**Task description**
Write out the entries below once more, exactly, with the pictures left out.

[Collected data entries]
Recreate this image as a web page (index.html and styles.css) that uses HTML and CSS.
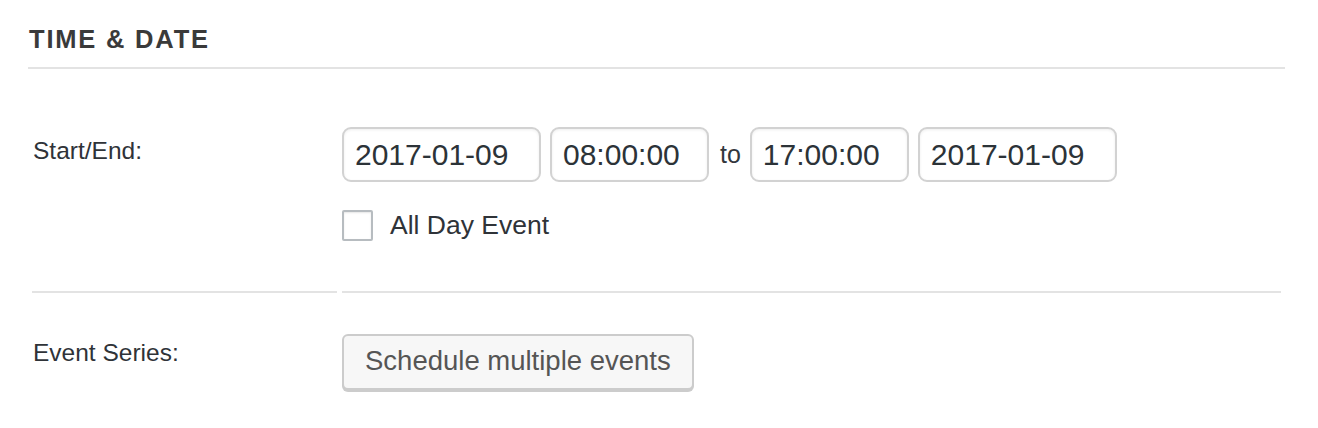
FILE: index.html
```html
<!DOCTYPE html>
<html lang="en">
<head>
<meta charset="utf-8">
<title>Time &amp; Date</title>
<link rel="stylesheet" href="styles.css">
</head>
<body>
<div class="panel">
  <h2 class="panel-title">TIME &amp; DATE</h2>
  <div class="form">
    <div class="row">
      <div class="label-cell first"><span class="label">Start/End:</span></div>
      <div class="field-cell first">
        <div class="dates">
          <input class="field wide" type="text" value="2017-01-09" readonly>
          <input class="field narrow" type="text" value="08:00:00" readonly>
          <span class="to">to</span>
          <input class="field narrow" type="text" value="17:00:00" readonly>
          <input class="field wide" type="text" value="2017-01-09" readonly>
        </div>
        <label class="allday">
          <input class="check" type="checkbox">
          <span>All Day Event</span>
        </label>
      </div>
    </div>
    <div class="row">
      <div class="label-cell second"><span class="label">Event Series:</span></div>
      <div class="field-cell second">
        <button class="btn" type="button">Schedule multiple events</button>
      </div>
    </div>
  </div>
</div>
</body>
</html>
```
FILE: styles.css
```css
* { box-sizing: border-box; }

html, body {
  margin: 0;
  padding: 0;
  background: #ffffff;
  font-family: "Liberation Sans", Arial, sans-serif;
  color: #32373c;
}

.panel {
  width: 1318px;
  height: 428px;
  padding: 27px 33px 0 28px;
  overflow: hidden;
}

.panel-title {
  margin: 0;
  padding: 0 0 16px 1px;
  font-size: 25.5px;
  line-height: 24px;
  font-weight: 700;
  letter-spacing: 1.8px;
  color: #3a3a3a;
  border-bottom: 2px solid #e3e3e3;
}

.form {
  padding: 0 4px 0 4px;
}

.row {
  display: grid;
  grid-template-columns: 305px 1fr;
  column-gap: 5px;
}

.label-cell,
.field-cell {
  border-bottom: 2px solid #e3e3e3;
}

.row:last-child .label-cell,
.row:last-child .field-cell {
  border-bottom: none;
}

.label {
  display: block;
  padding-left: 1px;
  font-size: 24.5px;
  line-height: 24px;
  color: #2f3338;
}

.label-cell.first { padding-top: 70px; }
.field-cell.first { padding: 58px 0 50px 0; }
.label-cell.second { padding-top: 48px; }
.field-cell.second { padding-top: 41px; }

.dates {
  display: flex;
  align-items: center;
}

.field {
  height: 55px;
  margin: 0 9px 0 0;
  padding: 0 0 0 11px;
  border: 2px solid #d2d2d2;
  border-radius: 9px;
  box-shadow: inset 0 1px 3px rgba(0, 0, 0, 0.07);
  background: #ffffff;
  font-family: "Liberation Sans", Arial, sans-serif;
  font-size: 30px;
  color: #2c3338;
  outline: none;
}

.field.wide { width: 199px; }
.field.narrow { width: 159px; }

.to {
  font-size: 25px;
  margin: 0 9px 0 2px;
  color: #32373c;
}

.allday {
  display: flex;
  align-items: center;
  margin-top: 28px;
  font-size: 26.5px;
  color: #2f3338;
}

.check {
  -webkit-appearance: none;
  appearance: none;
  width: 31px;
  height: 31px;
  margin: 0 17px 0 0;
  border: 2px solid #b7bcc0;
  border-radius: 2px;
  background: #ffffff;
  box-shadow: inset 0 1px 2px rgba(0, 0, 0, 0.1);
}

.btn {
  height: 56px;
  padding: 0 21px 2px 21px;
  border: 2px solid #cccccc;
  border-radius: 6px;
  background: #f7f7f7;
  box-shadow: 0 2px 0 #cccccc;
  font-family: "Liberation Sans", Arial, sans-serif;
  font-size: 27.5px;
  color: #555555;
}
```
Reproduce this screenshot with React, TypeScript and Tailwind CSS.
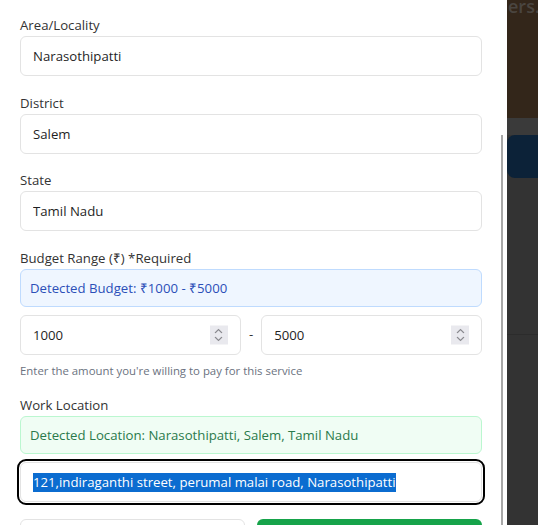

**Full output**
Recreate this image as a web page (index.html and styles.css) that uses HTML and CSS.
FILE: index.html
```html
<!DOCTYPE html>
<html lang="en">
<head>
<meta charset="utf-8">
<title>Time &amp; Date</title>
<link rel="stylesheet" href="styles.css">
</head>
<body>
<div class="panel">
  <h2 class="panel-title">TIME &amp; DATE</h2>
  <div class="form">
    <div class="row">
      <div class="label-cell first"><span class="label">Start/End:</span></div>
      <div class="field-cell first">
        <div class="dates">
          <input class="field wide" type="text" value="2017-01-09" readonly>
          <input class="field narrow" type="text" value="08:00:00" readonly>
          <span class="to">to</span>
          <input class="field narrow" type="text" value="17:00:00" readonly>
          <input class="field wide" type="text" value="2017-01-09" readonly>
        </div>
        <label class="allday">
          <input class="check" type="checkbox">
          <span>All Day Event</span>
        </label>
      </div>
    </div>
    <div class="row">
      <div class="label-cell second"><span class="label">Event Series:</span></div>
      <div class="field-cell second">
        <button class="btn" type="button">Schedule multiple events</button>
      </div>
    </div>
  </div>
</div>
</body>
</html>
```
FILE: styles.css
```css
* { box-sizing: border-box; }

html, body {
  margin: 0;
  padding: 0;
  background: #ffffff;
  font-family: "Liberation Sans", Arial, sans-serif;
  color: #32373c;
}

.panel {
  width: 1318px;
  height: 428px;
  padding: 27px 33px 0 28px;
  overflow: hidden;
}

.panel-title {
  margin: 0;
  padding: 0 0 16px 1px;
  font-size: 25.5px;
  line-height: 24px;
  font-weight: 700;
  letter-spacing: 1.8px;
  color: #3a3a3a;
  border-bottom: 2px solid #e3e3e3;
}

.form {
  padding: 0 4px 0 4px;
}

.row {
  display: grid;
  grid-template-columns: 305px 1fr;
  column-gap: 5px;
}

.label-cell,
.field-cell {
  border-bottom: 2px solid #e3e3e3;
}

.row:last-child .label-cell,
.row:last-child .field-cell {
  border-bottom: none;
}

.label {
  display: block;
  padding-left: 1px;
  font-size: 24.5px;
  line-height: 24px;
  color: #2f3338;
}

.label-cell.first { padding-top: 70px; }
.field-cell.first { padding: 58px 0 50px 0; }
.label-cell.second { padding-top: 48px; }
.field-cell.second { padding-top: 41px; }

.dates {
  display: flex;
  align-items: center;
}

.field {
  height: 55px;
  margin: 0 9px 0 0;
  padding: 0 0 0 11px;
  border: 2px solid #d2d2d2;
  border-radius: 9px;
  box-shadow: inset 0 1px 3px rgba(0, 0, 0, 0.07);
  background: #ffffff;
  font-family: "Liberation Sans", Arial, sans-serif;
  font-size: 30px;
  color: #2c3338;
  outline: none;
}

.field.wide { width: 199px; }
.field.narrow { width: 159px; }

.to {
  font-size: 25px;
  margin: 0 9px 0 2px;
  color: #32373c;
}

.allday {
  display: flex;
  align-items: center;
  margin-top: 28px;
  font-size: 26.5px;
  color: #2f3338;
}

.check {
  -webkit-appearance: none;
  appearance: none;
  width: 31px;
  height: 31px;
  margin: 0 17px 0 0;
  border: 2px solid #b7bcc0;
  border-radius: 2px;
  background: #ffffff;
  box-shadow: inset 0 1px 2px rgba(0, 0, 0, 0.1);
}

.btn {
  height: 56px;
  padding: 0 21px 2px 21px;
  border: 2px solid #cccccc;
  border-radius: 6px;
  background: #f7f7f7;
  box-shadow: 0 2px 0 #cccccc;
  font-family: "Liberation Sans", Arial, sans-serif;
  font-size: 27.5px;
  color: #555555;
}
```
Reproduce this screenshot with React, TypeScript and Tailwind CSS.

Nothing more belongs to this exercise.